— Сядь, пока не стер все подметки, — сказал он.
Микаэль сел.
— Столько секретности, — сказал он. — Я никак не мог связать все воедино, пока вы не рассказали мне историю Залаченко. Я ведь видел только экспертные заключения о Лисбет, в которых говорилось, что она страдает психическими отклонениями.
— Петер Телеборьян.
— По-видимому, у него была какая-то договоренность с Бьёрком. Они заключили договор о сотрудничестве.
Микаэль задумчиво кивнул. Как бы ни повернулось дело, но Петер Телеборьян непременно станет объектом пристального журналистского расследования!
— Лисбет говорила, чтобы я держался от него подальше. Он, мол, злой человек.
Хольгер Пальмгрен бросил на него острый взгляд.
— Когда она это сказала?
Микаэль помолчал, затем с улыбкой взглянул на Пальмгрена.
— Еще один секрет! Да ну, к черту! Я общался с ней, когда она скрывалась. Через мой компьютер. С ее стороны это были короткие загадочные послания, но она все время подталкивала меня в нужную сторону.
Хольгер Пальмгрен вздохнул:
— И ты, конечно же, не сообщил об этом полиции?
— В общем-то, нет.
— Считай, что ты и мне ничего об этом не говорил. Но она здорово разбирается в компьютерах.
«Ты даже не подозреваешь, насколько здорово!» — подумал Микаэль.
— Я очень верю в ее способность приземляться на все четыре лапы. Иногда ей приходится туго, но она из тех, кто справляется.
«Не так уж и туго, — мысленно возразил Микаэль. — Она украла почти что три миллиарда крон, так что голодать ей вряд ли приходится. У нее, совсем как у Пеппи Длинный-чулок, есть большой чемодан, битком набитый золотыми монетами».
— Чего я все-таки не понимаю, — заговорил Микаэль, — это почему вы все эти годы ничего не предпринимали.
Хольгер Пальмгрен снова вздохнул:
— Меня постигла неудача. Когда я стал ее опекуном, она была для меня просто одной из целого ряда трудных подростков, и у каждого свои проблемы. Мне приходилось заниматься десятками таких, как она. Я получил это поручение от Стефана Броденшё, который тогда возглавлял социальное ведомство. В то время она уже находилась в больнице Святого Стефана, и в первый год я даже ни разу ее не видел. Несколько раз мне доводилось беседовать с Петером Телеборьяном, и он объяснил, что она психически нездорова и получает самый лучший уход и лечение.

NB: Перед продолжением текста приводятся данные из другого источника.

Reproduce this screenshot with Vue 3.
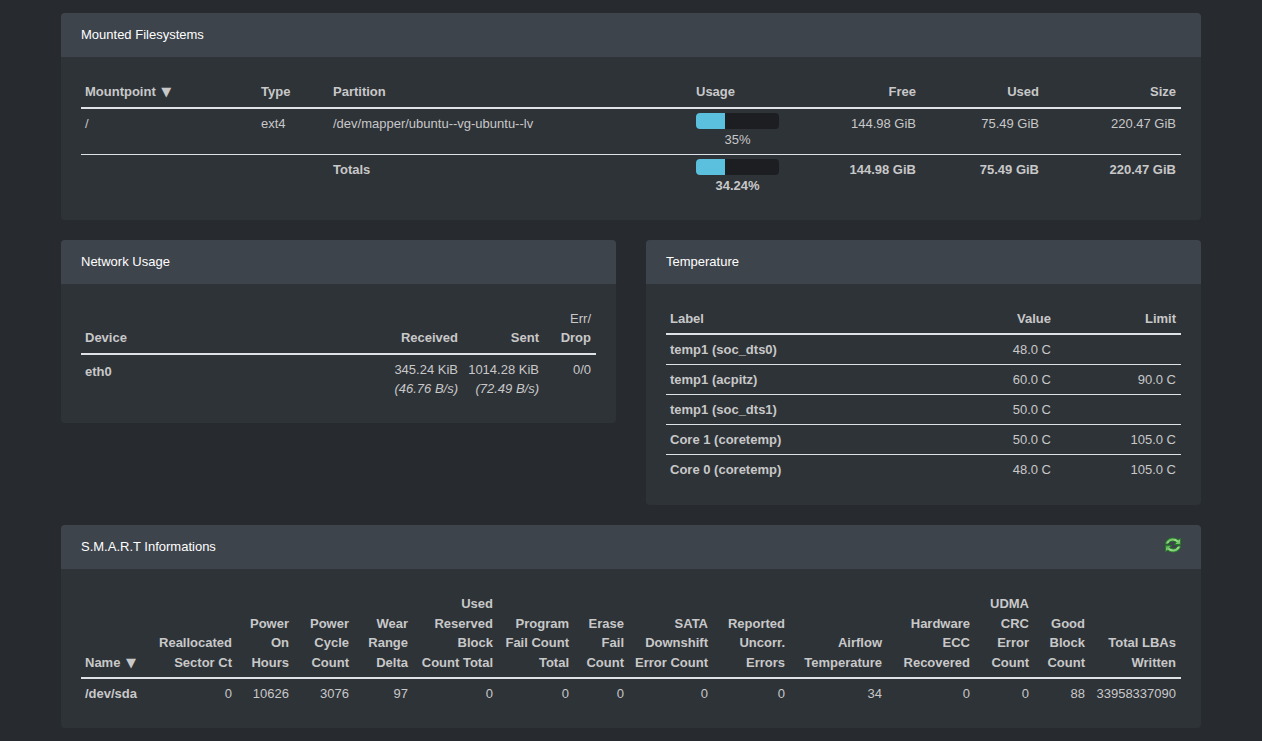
<script setup>
const filesystems = [
  { mount: '/', type: 'ext4', partition: '/dev/mapper/ubuntu--vg-ubuntu--lv', usage: 35, free: '144.98 GiB', used: '75.49 GiB', size: '220.47 GiB' }
]
const totals = { usage: 34.24, free: '144.98 GiB', used: '75.49 GiB', size: '220.47 GiB' }

const devices = [
  { name: 'eth0', received: '345.24 KiB', receivedRate: '(46.76 B/s)', sent: '1014.28 KiB', sentRate: '(72.49 B/s)', errors: '0/0' }
]

const temperatures = [
  { label: 'temp1 (soc_dts0)', value: '48.0 C', limit: '' },
  { label: 'temp1 (acpitz)', value: '60.0 C', limit: '90.0 C' },
  { label: 'temp1 (soc_dts1)', value: '50.0 C', limit: '' },
  { label: 'Core 1 (coretemp)', value: '50.0 C', limit: '105.0 C' },
  { label: 'Core 0 (coretemp)', value: '48.0 C', limit: '105.0 C' }
]

const attributes = [
  { title: 'Reallocated\nSector Ct', value: '0' },
  { title: 'Power\nOn\nHours', value: '10626' },
  { title: 'Power\nCycle\nCount', value: '3076' },
  { title: 'Wear\nRange\nDelta', value: '97' },
  { title: 'Used\nReserved\nBlock\nCount Total', value: '0' },
  { title: 'Program\nFail Count\nTotal', value: '0' },
  { title: 'Erase\nFail\nCount', value: '0' },
  { title: 'SATA\nDownshift\nError Count', value: '0' },
  { title: 'Reported\nUncorr.\nErrors', value: '0' },
  { title: 'Airflow\nTemperature', value: '34' },
  { title: 'Hardware\nECC\nRecovered', value: '0' },
  { title: 'UDMA\nCRC\nError\nCount', value: '0' },
  { title: 'Good\nBlock\nCount', value: '88' },
  { title: 'Total LBAs\nWritten', value: '33958337090' }
]
</script>

<template>
  <main class="page">
    <section class="card">
      <header class="card-header"><h2>Mounted Filesystems</h2></header>
      <div class="card-body">
        <table class="filesystems">
          <colgroup>
            <col class="mount" /><col class="type" /><col class="partition" /><col class="usage" />
            <col class="free" /><col class="used" /><col class="size" />
          </colgroup>
          <thead>
            <tr>
              <th><button type="button" class="sort">Mountpoint <span class="arrow">▼</span></button></th>
              <th>Type</th>
              <th>Partition</th>
              <th>Usage</th>
              <th class="num">Free</th>
              <th class="num">Used</th>
              <th class="num">Size</th>
            </tr>
          </thead>
          <tbody>
            <tr v-for="fs in filesystems" :key="fs.mount">
              <td>{{ fs.mount }}</td>
              <td>{{ fs.type }}</td>
              <td>{{ fs.partition }}</td>
              <td class="meter">
                <div class="progress"><div class="bar" :style="{ width: Math.ceil(fs.usage) + '%' }"></div></div>
                <div class="percent">{{ fs.usage }}%</div>
              </td>
              <td class="num">{{ fs.free }}</td>
              <td class="num">{{ fs.used }}</td>
              <td class="num">{{ fs.size }}</td>
            </tr>
          </tbody>
          <tfoot>
            <tr>
              <td></td>
              <td></td>
              <td>Totals</td>
              <td class="meter">
                <div class="progress"><div class="bar" :style="{ width: Math.ceil(totals.usage) + '%' }"></div></div>
                <div class="percent">{{ totals.usage }}%</div>
              </td>
              <td class="num">{{ totals.free }}</td>
              <td class="num">{{ totals.used }}</td>
              <td class="num">{{ totals.size }}</td>
            </tr>
          </tfoot>
        </table>
      </div>
    </section>

    <div class="columns">
      <section class="card">
        <header class="card-header"><h2>Network Usage</h2></header>
        <div class="card-body">
          <table class="network">
            <colgroup><col class="device" /><col class="received" /><col class="sent" /><col class="errors" /></colgroup>
            <thead>
              <tr>
                <th>Device</th>
                <th class="num">Received</th>
                <th class="num">Sent</th>
                <th class="num"><span class="light">Err/</span><br />Drop</th>
              </tr>
            </thead>
            <tbody>
              <tr v-for="d in devices" :key="d.name">
                <th scope="row" class="device-name">{{ d.name }}</th>
                <td class="num">{{ d.received }}<br /><i>{{ d.receivedRate }}</i></td>
                <td class="num">{{ d.sent }}<br /><i>{{ d.sentRate }}</i></td>
                <td class="num">{{ d.errors }}</td>
              </tr>
            </tbody>
          </table>
        </div>
      </section>

      <section class="card">
        <header class="card-header"><h2>Temperature</h2></header>
        <div class="card-body">
          <table class="temperature">
            <colgroup><col class="label" /><col class="value" /><col class="limit" /></colgroup>
            <thead>
              <tr>
                <th>Label</th>
                <th class="num">Value</th>
                <th class="num">Limit</th>
              </tr>
            </thead>
            <tbody>
              <tr v-for="t in temperatures" :key="t.label">
                <th scope="row">{{ t.label }}</th>
                <td class="num">{{ t.value }}</td>
                <td class="num">{{ t.limit }}</td>
              </tr>
            </tbody>
          </table>
        </div>
      </section>
    </div>

    <section class="card">
      <header class="card-header">
        <h2>S.M.A.R.T Informations</h2>
        <button type="button" class="refresh" aria-label="Refresh">
          <svg width="16" height="16" viewBox="0 0 16 16" aria-hidden="true">
            <defs>
              <linearGradient id="leaf" x1="0" y1="0" x2="1" y2="1">
                <stop offset="0" stop-color="#3a9a3a" />
                <stop offset="0.5" stop-color="#a0dd90" />
                <stop offset="1" stop-color="#58b550" />
              </linearGradient>
            </defs>
            <g fill="url(#leaf)" stroke="#237d26" stroke-linejoin="round">
              <path d="M0.500 7C1 3.400 4.100 1 7.800 1c2.100 0 4 .8 5.300 2.100L15.500 1.500v6H9.300l2.100-2.100C10.500 4.500 9.300 4 7.800 4c-2.200 0-3.800 1.100-4.500 3z" />
              <path d="M15.500 9c-.5 3.600-3.600 6-7.300 6-2.100 0-4-.8-5.300-2.100L.5 14.500v-6h6.200l-2.100 2.100c.9.9 2.100 1.400 3.600 1.400 2.200 0 3.800-1.100 4.500-3z" />
            </g>
          </svg>
        </button>
      </header>
      <div class="card-body">
        <table class="smart">
          <colgroup><col v-for="n in attributes.length + 1" :key="n" /></colgroup>
          <thead>
            <tr>
              <th><button type="button" class="sort">Name <span class="arrow">▼</span></button></th>
              <th v-for="a in attributes" :key="a.title" class="num">{{ a.title }}</th>
            </tr>
          </thead>
          <tbody>
            <tr>
              <th scope="row">/dev/sda</th>
              <td v-for="a in attributes" :key="a.title" class="num">{{ a.value }}</td>
            </tr>
          </tbody>
        </table>
      </div>
    </section>
  </main>
</template>

<style>
body {
  margin: 0;
  background: #272b30;
}
</style>

<style scoped>
.page {
  box-sizing: border-box;
  max-width: 1170px;
  margin: 0 auto;
  padding: 13px 15px;
  display: flex;
  flex-direction: column;
  gap: 20px;
  color: #c8c8c8;
  font: 13px/1.5 "Liberation Sans", Arial, sans-serif;
}
.columns {
  display: grid;
  grid-template-columns: 1fr 1fr;
  gap: 30px;
  align-items: start;
}
.card {
  min-width: 0;
  background: #2e3338;
  border-radius: 4px;
  overflow: hidden;
}
.card-header {
  display: flex;
  align-items: center;
  justify-content: space-between;
  height: 44px;
  padding: 0 20px;
  background: #3e444c;
}
h2 {
  margin: 0;
  color: #fff;
  font-size: 13px;
  font-weight: 400;
}
.card-body {
  padding: 20px;
}
table {
  width: 100%;
  table-layout: fixed;
  border-collapse: separate;
  border-spacing: 0;
}
th,
td {
  padding: 5px 5px 5px 4px;
  text-align: left;
  vertical-align: top;
  white-space: pre;
}
thead th {
  vertical-align: bottom;
  border-bottom: 2px solid #dee2e6;
}
tbody,
tfoot {
  line-height: 19px;
}
tfoot td {
  border-top: 1px solid #dee2e6;
}
.temperature tbody tr > * {
  border-bottom: 1px solid #dee2e6;
}
.temperature tbody tr:last-child > * {
  border-bottom-color: transparent;
}
tfoot {
  font-weight: 700;
}
.num {
  text-align: right;
}
.light {
  font-weight: 400;
}
.sort,
.refresh {
  display: block;
  margin: 0;
  padding: 0;
  border: 0;
  background: none;
  color: inherit;
  font: inherit;
  cursor: pointer;
}
.arrow {
  margin-left: 2px;
  font-family: "DejaVu Sans", sans-serif;
  font-weight: 400;
  line-height: 1;
}
.refresh svg {
  display: block;
}
.card-header .refresh {
  padding-bottom: 4px;
}
.meter {
  padding-top: 4px;
}
.progress {
  height: 16px;
  margin-bottom: 1px;
  border-radius: 4px;
  background: #1c1e22;
  overflow: hidden;
}
.bar {
  height: 100%;
  background: #5bc0de;
}
.percent {
  text-align: center;
}
.device-name {
  padding-top: 7px;
}

.mount { width: 176px; }
.type { width: 72px; }
.partition { width: 363px; }
.usage { width: 92px; }
.free { width: 137px; }
.used { width: 123px; }
.size { width: 137px; }

.device { width: 300px; }
.received { width: 82px; }
.sent { width: 81px; }
.errors { width: 52px; }

.label { width: 264px; }
.value { width: 126px; }
.limit { width: 125px; }

.smart col:nth-child(1) { width: 70px; }
.smart col:nth-child(2) { width: 86px; }
.smart col:nth-child(3) { width: 57px; }
.smart col:nth-child(4) { width: 60px; }
.smart col:nth-child(5) { width: 59px; }
.smart col:nth-child(6) { width: 85px; }
.smart col:nth-child(7) { width: 76px; }
.smart col:nth-child(8) { width: 55px; }
.smart col:nth-child(9) { width: 84px; }
.smart col:nth-child(10) { width: 77px; }
.smart col:nth-child(11) { width: 97px; }
.smart col:nth-child(12) { width: 88px; }
.smart col:nth-child(13) { width: 59px; }
.smart col:nth-child(14) { width: 56px; }
.smart col:nth-child(15) { width: 91px; }
</style>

Я, конечно, ему поверил. Но кроме него я побеседовал и с Юнасом Берингером, который тогда был главным врачом клиники. Не думаю, что он имел отношение к этой истории. По моей просьбе он составил экспертное заключение, и мы с ним решили попытаться вернуть ее в общество посредством помещения в приемную семью. Ей тогда было пятнадцать лет.